Gas Engine Tips

#1
Greetings,

Here are a few tips and suggestions for handling gas and gas engines.

Ethanol is in most gasoline that you buy today. It's a nasty product that can eat away at carburators and leave deposits and varnish behind. Even fuel injected machines can suffer if left to sit long enough. It is hydroscopic so it absorbs water which further erodes and ruins carburated engines.

1. If using ethanol fuel, try to run the engine dry (if it has a fuel shutoff lever) when you are done using the equipment. Some carburators make it easy to quickly drain the float bowl.

2. There is a website that tracks ethanol free fueling stations. https://www.pure-gas.org/extensions/map.html The map will tell you if any are available in your area. Ethanol free fuel, while more expensive, will not damage your carburators and small engines the same way that ethanol gas does. It can last longer in storage as well if treated with a stabilizer.

3. Fuel stabilizer helps keep fuel decent for a few months, but does not help much with the ethanol. I have had stabilized fuel last for a year, but I try not to since it can absorb a lot of water in the ethanol. As gas ages it loses its octane rating, which can cause engine knock.

4. Purchasing a fuel pump (battery operated or otherwise) is a great way to transfer fuel from those new horrible epa compliant gas cans, or to equipment that is difficult to pour into. I use this product: https://www.amazon.com/gp/product/B00APU2X0K/ and it pumps at a good rate.

5. Rotating your gas supply into your vehicles is a good way to keep fresh gas on hand. The fuel pump will help make transfer much easier, and you don't lose money on bad gas. I do so about once every 6 months.

6. For two stroke small engines, try to run ethanol free only. You can buy ethanol-free pre-mixed cans of gas at power equipment stores and on amazon as well. These engines are very suspectable to damage from ethanol fuel, and a lot of them are ran infrequently (weed eaters, chain saws).

7. If you have small equipment that is suffering from carburator issues and you don't feel up to fixing it, many towns have a small equipment repair shop. These shops are kept fairly busy by the constant repair costs of ethanol fuel. Often you can get your equipment up and running for not that much money. Motorcycle shops are very busy in the springtime due to failed carburators. The culperit? Ethanol fuel.

8. Power Service Diesel Fuel Supplement can be used in diesel fuel to prevent gelling in the winter. It also contains lubricant for injector pumps that can wear out due to low sulfur diesel that is supplied in the US. Not all diesel sold contains winterizing agents. If you use it year round you don't have to worry about whether you added it or not. Sitting equipment will not suffer from gelled diesel if you use it year-round.

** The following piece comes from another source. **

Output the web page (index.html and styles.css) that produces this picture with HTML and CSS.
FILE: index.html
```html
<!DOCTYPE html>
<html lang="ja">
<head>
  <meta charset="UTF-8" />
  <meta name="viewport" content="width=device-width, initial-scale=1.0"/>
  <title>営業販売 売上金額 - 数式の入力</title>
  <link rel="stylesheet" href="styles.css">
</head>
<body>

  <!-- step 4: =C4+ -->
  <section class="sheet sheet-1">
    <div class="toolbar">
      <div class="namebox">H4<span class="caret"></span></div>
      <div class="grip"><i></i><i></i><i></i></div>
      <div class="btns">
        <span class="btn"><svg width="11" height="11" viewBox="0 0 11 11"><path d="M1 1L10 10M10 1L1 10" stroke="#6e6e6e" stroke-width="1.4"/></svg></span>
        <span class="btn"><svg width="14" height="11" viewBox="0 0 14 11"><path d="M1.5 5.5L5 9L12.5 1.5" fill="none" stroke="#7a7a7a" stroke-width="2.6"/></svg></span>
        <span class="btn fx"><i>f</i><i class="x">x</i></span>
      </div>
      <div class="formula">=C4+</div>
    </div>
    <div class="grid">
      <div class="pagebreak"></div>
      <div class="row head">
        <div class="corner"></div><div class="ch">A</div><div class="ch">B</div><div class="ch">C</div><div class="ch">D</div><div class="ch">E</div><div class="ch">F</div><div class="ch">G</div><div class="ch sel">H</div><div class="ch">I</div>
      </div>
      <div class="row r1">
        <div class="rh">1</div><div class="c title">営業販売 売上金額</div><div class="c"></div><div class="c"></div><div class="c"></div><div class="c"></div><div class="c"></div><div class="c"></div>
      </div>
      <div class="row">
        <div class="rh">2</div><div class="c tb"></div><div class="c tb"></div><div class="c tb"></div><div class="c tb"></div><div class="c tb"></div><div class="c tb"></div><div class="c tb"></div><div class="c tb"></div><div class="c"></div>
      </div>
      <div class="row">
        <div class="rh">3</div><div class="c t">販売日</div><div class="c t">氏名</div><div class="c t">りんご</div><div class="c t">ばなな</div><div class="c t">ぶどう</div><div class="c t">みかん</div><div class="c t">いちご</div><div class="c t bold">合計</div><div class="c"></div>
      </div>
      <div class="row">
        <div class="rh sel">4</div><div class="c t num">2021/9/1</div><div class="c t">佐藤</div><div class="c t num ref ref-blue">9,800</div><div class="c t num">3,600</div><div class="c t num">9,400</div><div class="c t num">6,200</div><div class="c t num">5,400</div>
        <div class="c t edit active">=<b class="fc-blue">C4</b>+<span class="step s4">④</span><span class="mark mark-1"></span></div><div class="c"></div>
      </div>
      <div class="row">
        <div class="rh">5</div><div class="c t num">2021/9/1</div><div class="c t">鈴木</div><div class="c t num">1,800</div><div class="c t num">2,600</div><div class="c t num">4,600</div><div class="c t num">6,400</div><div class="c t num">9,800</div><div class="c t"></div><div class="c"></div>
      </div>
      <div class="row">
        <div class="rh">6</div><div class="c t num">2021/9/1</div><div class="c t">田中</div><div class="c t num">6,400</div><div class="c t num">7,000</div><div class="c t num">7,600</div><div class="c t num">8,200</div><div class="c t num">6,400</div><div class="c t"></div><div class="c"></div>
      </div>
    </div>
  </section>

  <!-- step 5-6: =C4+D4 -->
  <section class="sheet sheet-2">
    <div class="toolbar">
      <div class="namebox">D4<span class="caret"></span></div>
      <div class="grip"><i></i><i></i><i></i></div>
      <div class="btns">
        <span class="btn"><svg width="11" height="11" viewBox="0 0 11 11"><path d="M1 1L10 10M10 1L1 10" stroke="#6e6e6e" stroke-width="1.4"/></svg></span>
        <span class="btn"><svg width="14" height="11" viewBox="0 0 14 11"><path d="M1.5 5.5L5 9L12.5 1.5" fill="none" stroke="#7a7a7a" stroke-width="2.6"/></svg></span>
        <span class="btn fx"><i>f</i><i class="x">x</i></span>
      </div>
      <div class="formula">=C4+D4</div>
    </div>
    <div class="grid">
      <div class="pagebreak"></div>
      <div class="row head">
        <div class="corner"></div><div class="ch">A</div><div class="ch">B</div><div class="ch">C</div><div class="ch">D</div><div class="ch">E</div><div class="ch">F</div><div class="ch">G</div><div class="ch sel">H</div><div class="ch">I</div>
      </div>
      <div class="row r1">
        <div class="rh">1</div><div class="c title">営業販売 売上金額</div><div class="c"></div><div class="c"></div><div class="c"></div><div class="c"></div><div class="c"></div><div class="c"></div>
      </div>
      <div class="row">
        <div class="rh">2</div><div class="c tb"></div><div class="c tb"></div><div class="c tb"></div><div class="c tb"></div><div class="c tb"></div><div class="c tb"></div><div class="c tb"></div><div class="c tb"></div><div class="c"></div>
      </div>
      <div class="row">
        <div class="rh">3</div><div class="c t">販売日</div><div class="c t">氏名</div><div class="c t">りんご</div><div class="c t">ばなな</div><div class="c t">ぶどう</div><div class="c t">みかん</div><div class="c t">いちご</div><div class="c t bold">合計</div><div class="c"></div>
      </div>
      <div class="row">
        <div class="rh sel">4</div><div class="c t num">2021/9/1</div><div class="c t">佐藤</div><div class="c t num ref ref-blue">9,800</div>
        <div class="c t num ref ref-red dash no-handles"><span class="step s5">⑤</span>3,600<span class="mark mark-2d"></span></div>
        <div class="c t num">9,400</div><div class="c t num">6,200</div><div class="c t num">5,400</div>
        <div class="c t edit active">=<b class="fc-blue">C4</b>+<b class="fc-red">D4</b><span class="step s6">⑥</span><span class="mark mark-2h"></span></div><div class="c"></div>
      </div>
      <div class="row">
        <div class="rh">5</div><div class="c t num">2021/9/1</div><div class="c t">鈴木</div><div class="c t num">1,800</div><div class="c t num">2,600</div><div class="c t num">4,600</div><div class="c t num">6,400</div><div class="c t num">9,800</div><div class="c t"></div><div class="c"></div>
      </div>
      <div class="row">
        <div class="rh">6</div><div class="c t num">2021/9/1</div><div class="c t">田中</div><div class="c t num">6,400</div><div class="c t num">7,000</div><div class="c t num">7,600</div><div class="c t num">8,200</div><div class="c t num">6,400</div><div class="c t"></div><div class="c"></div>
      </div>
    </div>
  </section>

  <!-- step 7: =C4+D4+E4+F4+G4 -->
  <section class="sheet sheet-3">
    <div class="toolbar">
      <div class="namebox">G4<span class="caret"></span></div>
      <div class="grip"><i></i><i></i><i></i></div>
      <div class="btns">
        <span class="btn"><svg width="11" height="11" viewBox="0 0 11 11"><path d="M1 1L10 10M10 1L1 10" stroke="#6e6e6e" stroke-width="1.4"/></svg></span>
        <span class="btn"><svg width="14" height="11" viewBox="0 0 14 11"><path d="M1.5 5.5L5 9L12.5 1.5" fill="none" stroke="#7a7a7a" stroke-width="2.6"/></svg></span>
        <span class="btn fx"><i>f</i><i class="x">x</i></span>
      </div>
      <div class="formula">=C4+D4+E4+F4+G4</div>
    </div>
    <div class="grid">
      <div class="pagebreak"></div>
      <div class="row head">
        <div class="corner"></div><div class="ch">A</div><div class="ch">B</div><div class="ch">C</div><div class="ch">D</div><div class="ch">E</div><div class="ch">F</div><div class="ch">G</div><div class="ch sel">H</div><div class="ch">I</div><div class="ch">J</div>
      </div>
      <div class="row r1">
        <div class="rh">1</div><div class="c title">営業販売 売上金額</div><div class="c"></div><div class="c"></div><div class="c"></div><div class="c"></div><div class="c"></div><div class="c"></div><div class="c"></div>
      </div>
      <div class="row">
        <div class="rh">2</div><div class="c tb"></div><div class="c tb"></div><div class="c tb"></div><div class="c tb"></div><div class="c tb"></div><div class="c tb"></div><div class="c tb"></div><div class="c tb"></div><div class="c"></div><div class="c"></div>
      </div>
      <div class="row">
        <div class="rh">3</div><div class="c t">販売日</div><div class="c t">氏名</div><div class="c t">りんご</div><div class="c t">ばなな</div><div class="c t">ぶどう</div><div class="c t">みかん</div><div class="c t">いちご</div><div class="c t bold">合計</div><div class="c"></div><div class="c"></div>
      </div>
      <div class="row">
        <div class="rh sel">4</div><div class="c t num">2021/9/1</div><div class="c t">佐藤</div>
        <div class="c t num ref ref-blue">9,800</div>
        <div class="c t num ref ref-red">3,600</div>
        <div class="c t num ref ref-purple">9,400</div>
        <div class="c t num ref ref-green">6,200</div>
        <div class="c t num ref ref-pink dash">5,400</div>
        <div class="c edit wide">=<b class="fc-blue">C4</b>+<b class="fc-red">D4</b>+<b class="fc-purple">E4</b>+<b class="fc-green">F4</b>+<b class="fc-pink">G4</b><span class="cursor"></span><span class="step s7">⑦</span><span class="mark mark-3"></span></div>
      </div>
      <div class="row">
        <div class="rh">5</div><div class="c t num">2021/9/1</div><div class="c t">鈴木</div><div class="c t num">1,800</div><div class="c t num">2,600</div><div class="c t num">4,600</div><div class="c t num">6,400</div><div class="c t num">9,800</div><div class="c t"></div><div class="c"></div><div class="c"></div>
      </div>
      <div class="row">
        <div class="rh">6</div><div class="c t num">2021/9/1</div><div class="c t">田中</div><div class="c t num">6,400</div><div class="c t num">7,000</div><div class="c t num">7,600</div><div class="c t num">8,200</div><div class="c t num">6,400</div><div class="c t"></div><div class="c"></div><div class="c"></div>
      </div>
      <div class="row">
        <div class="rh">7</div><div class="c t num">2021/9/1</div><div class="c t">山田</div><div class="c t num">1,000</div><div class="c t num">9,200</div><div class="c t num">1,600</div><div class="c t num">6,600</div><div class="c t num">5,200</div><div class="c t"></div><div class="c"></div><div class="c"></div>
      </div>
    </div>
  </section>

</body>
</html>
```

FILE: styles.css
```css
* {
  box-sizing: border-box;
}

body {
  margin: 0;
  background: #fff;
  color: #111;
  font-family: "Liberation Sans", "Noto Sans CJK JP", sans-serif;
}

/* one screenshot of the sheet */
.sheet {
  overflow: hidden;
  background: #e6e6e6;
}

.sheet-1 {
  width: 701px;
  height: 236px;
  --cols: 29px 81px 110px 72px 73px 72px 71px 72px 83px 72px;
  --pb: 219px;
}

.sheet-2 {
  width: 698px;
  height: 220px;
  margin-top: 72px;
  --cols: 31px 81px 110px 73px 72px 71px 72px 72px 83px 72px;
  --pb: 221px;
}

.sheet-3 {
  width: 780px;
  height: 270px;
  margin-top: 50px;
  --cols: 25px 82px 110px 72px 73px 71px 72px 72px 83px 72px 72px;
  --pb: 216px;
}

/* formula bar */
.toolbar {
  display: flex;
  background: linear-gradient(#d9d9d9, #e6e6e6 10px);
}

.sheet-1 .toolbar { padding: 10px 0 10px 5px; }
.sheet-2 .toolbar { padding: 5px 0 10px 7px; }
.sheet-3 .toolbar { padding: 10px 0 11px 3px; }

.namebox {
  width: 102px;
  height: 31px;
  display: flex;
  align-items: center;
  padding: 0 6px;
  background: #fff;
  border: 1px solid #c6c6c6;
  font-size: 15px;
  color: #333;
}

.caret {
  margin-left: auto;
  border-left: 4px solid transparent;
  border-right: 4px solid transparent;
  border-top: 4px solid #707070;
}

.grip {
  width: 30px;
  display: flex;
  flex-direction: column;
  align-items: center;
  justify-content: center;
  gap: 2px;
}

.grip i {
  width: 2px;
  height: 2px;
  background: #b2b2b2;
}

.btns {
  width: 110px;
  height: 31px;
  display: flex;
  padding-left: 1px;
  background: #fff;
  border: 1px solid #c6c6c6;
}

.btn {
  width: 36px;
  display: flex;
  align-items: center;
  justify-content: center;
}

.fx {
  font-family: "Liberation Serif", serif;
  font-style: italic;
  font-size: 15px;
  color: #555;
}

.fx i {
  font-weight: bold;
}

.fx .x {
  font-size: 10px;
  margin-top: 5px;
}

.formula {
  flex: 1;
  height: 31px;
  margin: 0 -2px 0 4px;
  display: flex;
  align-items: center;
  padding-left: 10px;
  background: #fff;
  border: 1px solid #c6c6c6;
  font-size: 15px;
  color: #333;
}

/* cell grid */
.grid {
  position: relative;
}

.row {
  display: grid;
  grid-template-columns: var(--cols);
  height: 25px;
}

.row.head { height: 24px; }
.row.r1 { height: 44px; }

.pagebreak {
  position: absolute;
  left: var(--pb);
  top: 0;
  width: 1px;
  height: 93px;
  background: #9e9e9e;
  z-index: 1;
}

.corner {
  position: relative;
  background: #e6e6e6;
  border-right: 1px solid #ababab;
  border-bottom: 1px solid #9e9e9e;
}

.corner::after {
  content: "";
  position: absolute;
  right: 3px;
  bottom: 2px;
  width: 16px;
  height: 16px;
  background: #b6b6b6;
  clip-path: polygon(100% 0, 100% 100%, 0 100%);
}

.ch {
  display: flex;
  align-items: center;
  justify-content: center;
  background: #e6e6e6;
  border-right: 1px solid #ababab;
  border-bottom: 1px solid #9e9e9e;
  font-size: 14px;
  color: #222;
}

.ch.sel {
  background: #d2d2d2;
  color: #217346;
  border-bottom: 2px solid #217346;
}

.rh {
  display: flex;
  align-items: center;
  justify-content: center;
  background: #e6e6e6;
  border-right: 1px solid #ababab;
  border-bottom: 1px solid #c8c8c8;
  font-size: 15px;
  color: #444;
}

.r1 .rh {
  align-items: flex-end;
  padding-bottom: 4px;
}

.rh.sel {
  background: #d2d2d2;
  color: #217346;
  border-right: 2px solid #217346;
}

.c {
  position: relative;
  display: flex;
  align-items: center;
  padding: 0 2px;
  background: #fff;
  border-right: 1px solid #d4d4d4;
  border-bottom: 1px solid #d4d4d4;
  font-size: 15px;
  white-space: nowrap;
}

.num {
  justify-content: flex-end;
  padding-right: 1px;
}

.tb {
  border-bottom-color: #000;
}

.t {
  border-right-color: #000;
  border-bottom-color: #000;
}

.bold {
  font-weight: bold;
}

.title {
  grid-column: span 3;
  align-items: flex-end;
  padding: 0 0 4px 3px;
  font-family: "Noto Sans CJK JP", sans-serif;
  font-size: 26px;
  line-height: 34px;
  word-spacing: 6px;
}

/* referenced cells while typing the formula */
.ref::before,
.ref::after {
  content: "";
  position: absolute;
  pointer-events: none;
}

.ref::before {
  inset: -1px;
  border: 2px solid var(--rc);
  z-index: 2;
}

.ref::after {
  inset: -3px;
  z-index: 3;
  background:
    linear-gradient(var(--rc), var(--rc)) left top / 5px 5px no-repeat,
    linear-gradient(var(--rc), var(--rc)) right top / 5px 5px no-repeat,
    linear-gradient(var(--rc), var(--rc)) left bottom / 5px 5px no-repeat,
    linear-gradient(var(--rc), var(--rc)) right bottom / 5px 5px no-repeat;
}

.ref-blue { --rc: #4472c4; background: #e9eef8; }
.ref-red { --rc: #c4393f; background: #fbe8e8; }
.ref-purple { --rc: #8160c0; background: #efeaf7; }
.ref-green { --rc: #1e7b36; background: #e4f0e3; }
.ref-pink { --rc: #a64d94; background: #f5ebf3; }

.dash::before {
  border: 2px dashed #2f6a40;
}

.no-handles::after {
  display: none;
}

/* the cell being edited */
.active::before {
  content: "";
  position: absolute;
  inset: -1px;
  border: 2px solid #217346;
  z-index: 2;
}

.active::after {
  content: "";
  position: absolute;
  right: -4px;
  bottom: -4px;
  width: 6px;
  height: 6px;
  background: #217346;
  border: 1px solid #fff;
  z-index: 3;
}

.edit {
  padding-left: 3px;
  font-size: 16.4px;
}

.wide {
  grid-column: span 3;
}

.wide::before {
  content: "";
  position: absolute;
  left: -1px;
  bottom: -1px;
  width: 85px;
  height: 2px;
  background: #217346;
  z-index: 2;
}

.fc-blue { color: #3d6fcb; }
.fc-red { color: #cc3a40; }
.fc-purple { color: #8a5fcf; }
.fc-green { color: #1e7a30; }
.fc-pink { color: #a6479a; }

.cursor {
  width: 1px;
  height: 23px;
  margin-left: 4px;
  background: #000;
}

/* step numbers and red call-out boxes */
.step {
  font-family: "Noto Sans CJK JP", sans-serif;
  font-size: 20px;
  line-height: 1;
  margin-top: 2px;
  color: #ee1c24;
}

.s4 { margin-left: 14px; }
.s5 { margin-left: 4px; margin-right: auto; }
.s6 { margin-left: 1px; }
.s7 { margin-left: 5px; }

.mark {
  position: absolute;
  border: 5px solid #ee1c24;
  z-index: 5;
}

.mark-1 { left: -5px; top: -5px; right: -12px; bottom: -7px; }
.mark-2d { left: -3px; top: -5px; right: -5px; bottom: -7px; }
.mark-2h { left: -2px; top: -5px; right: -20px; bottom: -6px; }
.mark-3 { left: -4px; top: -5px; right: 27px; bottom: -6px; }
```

9. If you are sick of the new style gas can spouts, you can still purchase the old style online: https://www.amazon.com/EZ-Pour-Gas-Can-Replacement-Spout/dp/B06WRRXG1X

10. If you don't want to mess with purchasing caps, the most reliable gas can I've found are the NoSpill gas cans. They are sold all over and are very easy to operate. They do come at a price however.

11. Spark plugs last a long time. You don't have to waste money on purchasing new ones each season. Air Filters and Oil are great preventive maintenance however. Oil filters as well if your item uses it.
 
#2
I am pretty savvy mechanic. You sir are right about the ethanol. It does makes thing miserable and hard to work with. Stabil is a good additive for storing fuel for a short time. Berrymans chemo tool is better. It cuts down on the chaos new fuels can hash out and at the same time destroyes moisture. It also makes sure carbs don't mess up.

As far a diesel Berrymans makes something for them also but there is a brand of which I forgot the name but it does the same thing. It removes moisture and doesn't allow jell to form. Long stored diesel does have another draw back. It grows algae. The other brand also keeps this from happening by removing the moisture and bacteria that allows the algae to grow.

There are ways you can store fuel but if you don't do it right you are in for a nightmare. As far as running the fuel out of engines before storage is a misconecption. Diesel engines will have to be primed and the longer it goes without fuel the harder it gets. Gasoline engines have carbs and carbs sweat in certain conditions. When it sweats moisture builds inside and the water will corrode the bowl and the jets. Hence a new one will have to be bought or it will have to be cleaned with Berrymans gallon parts cleaner that has the vat inside and a air nozzle set 5 psi. It is not something you want to do trust me. Always leave a little fuel in the bowl with carb cleaner before you store away. You can drain it out and spray it out before you use it again.